The ever inquisitive Penny slid the shades of our jet craft open, and the queenly majestic Andes went streaking by, their green mounds bobbing along on a fragile lace of yielding clouds in white, gently laying itself out, bed like, for this persistent mountainous presence. And the gentle rays of the sun, yet un-risen, bathed our sea in the sky with hues of deepening blues and hesitant reds, fading to pretty pinks, among drowsy, molten browns. And through all of it, the rolling Andean range lent moving substance to the passing scene.

Yes, it was early morning, December 11, and we were breaching into Southern South America. I asked me, as I do on these occasions, why? And was reminded, by the striking display of nature beyond the open shades that, in my long-gone high school mind, it was geography that entranced me, geography and its influence on people who roamed, settled and, or passed through its stunning contours; and tamed, or were in turn tamed by it.

And so the Andes went into sparkling mode, as the morning sun joyfully joined the show; and randomly iridescent, jagged sculptures, sometimes amber in tone, oft times rouge stained in creamed marble, danced beneath the wings of our air bird droning-on in the midst of this wonder.

There was no reprieve from the beauty unfolding beneath us; as mounds of shale and slate came and went, speckled with dabs of white; and winding narrows of vegetal green flowed through graceful, if stark, running rises in the terrain.
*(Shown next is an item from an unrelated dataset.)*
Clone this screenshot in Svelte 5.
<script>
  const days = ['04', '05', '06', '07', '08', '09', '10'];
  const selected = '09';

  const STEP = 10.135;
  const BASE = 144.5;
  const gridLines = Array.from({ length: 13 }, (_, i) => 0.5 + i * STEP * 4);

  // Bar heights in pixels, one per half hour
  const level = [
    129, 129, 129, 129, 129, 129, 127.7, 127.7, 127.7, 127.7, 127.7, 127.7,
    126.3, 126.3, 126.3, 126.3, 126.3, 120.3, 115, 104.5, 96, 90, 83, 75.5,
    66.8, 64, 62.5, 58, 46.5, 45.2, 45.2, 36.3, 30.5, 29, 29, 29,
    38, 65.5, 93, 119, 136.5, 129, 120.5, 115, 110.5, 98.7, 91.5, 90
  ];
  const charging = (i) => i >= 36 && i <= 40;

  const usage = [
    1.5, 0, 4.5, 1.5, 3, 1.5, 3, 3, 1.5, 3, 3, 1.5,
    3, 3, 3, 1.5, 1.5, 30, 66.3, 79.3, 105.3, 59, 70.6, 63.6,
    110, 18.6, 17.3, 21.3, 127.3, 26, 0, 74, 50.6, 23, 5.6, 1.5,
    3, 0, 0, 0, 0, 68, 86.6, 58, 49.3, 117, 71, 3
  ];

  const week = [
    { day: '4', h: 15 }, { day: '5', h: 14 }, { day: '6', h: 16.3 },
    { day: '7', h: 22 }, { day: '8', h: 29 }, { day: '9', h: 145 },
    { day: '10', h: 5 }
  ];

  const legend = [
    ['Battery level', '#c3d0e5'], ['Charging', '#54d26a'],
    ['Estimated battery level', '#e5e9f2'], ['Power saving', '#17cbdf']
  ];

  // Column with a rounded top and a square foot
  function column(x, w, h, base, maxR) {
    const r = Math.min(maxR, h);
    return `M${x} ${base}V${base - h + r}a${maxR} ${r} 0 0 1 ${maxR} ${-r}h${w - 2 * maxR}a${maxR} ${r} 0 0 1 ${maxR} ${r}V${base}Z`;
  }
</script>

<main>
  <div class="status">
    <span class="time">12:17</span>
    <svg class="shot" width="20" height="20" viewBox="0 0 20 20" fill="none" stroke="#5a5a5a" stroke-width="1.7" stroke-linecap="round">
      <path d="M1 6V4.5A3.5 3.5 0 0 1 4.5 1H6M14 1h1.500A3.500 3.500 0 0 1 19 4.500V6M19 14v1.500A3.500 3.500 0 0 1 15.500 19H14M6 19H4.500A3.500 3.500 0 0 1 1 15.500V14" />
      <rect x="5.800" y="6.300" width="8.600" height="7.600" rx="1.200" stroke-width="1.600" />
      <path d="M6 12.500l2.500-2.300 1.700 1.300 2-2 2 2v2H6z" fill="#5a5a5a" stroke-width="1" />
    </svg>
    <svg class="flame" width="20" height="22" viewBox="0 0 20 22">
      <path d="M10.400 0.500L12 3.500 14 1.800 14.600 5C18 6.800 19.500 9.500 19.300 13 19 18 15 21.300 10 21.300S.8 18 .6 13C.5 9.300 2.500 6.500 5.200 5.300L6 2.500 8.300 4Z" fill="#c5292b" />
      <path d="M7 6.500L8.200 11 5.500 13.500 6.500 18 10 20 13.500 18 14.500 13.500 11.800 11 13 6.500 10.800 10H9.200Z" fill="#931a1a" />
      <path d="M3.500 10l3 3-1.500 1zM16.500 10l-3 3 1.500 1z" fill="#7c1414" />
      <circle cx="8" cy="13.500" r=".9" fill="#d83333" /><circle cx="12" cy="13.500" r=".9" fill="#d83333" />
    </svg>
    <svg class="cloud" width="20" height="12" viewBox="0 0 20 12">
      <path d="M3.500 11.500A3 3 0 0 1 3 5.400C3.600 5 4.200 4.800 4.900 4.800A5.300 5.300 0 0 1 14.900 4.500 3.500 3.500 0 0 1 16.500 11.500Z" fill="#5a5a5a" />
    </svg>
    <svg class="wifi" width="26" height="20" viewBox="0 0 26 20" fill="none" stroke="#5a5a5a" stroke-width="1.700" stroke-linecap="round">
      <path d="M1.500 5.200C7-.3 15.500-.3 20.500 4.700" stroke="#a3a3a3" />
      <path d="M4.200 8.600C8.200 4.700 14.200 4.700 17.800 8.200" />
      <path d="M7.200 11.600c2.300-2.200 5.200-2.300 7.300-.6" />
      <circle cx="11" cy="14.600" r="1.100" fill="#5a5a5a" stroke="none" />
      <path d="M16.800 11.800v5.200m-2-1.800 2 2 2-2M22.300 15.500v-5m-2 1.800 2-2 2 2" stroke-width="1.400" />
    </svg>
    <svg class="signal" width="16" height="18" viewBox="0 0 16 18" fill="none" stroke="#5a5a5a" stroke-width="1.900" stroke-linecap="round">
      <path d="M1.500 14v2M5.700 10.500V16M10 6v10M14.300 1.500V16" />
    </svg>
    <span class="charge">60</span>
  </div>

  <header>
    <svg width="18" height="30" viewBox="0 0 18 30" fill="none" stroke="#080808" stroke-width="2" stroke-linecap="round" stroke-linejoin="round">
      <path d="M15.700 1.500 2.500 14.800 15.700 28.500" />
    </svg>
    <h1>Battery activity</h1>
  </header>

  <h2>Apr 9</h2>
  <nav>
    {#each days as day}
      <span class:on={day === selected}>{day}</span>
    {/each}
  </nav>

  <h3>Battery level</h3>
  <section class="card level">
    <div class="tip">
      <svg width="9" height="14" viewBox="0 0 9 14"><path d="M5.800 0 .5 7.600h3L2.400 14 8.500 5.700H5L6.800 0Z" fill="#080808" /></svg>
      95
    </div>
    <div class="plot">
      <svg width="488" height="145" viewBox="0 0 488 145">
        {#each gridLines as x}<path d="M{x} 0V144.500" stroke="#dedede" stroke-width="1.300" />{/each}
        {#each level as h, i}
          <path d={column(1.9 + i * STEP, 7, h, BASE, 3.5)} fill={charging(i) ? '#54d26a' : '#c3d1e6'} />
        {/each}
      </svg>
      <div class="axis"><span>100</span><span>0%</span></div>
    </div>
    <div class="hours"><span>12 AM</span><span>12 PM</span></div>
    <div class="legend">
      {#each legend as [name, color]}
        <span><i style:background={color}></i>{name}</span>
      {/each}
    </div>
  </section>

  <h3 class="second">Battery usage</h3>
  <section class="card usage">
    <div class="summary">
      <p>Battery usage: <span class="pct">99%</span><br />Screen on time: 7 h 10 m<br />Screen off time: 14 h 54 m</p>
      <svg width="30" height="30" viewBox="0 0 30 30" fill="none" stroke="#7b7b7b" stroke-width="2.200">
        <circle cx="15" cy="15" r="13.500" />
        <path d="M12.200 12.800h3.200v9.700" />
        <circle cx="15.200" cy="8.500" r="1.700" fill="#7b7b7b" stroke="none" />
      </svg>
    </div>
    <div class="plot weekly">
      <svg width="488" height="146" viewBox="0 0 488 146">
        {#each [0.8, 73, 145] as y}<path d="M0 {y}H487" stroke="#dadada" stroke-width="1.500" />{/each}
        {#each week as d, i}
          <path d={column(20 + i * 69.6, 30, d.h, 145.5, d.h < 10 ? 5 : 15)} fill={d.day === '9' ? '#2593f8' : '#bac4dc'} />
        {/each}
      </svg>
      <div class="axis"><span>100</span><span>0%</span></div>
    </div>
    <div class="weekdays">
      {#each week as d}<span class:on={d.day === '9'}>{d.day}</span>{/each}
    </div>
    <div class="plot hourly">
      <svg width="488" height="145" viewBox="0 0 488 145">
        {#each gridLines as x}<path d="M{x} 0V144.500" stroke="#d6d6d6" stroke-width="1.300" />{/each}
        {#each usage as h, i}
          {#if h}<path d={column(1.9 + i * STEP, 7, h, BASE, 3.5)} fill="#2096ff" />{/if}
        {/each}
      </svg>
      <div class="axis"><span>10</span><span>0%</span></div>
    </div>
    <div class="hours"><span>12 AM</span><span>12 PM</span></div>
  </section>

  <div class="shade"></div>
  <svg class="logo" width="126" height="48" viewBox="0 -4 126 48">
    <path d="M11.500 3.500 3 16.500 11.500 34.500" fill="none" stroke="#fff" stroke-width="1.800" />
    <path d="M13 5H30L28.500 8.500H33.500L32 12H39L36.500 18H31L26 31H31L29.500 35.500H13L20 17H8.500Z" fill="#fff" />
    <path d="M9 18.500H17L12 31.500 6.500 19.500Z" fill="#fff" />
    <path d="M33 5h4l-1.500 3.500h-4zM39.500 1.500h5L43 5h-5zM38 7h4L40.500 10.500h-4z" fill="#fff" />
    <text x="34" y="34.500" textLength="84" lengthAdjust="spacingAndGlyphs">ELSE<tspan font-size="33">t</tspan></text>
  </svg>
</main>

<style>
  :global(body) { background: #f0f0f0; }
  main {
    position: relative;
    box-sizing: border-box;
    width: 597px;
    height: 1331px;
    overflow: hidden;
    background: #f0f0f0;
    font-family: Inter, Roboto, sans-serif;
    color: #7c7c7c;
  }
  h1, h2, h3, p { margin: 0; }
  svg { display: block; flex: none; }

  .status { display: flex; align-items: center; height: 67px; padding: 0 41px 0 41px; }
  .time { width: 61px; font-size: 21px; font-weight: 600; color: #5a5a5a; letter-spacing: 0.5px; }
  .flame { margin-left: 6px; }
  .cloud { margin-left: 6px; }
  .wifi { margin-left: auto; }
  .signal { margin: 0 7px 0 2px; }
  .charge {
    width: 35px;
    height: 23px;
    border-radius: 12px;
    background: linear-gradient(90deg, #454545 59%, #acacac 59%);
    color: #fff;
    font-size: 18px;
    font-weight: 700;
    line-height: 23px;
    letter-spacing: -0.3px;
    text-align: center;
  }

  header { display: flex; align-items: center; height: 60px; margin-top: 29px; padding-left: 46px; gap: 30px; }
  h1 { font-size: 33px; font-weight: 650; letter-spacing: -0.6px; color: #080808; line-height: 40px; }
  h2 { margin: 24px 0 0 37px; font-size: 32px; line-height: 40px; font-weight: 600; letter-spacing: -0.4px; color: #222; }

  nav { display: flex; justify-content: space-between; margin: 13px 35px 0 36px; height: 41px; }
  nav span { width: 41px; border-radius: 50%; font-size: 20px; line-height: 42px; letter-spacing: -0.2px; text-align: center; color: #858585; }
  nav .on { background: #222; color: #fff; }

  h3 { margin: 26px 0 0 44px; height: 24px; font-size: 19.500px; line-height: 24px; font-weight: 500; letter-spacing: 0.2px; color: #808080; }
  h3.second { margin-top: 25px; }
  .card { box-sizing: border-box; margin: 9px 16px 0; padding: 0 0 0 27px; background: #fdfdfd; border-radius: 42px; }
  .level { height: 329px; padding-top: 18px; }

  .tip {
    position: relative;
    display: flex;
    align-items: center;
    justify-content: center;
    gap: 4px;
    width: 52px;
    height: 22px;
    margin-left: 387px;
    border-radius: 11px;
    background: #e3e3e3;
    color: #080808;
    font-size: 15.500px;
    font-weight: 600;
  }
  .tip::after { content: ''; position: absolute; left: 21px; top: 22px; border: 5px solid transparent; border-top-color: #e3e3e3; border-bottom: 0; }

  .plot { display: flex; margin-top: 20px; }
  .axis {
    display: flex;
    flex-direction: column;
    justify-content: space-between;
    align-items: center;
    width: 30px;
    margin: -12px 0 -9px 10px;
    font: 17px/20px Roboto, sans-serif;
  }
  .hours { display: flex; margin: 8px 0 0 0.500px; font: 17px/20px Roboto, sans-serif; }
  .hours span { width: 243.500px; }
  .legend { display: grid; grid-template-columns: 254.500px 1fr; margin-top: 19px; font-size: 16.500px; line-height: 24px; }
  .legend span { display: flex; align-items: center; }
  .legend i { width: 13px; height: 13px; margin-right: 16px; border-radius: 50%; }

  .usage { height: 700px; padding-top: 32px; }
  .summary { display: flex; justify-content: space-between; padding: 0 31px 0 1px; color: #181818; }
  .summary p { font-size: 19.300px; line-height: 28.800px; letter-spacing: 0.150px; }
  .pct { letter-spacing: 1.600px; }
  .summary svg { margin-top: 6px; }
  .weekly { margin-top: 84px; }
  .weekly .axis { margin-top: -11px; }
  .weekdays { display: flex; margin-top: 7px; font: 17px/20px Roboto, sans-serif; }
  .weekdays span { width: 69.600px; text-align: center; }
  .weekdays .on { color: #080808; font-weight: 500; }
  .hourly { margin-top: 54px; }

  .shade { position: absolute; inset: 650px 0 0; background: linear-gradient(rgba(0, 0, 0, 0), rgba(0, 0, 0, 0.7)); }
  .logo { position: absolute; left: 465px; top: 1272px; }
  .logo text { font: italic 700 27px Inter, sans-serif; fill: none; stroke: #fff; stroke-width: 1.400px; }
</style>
Then, there appeared, icy cavities of infinitely irregular shapes, claiming their own small but coveted space in this expanse of muted splendour.

There then came fluffy billows of snowy spray, from which thin threads of water emerged, winding their ways, transverse across the land, and giving way to the foothills or Steppes of this region, dissolving, finally, into the chequer-boarded expanse of the savannah or Pampas fields, arrayed in squares of green grass and hay browns.

And so it was that our flight, having passed-by, over the Pacific, to the west of Lima, touched down in respite and took off again at Santiago, now yielded, reluctantly it seemed, to control from the Buenos Aires tower.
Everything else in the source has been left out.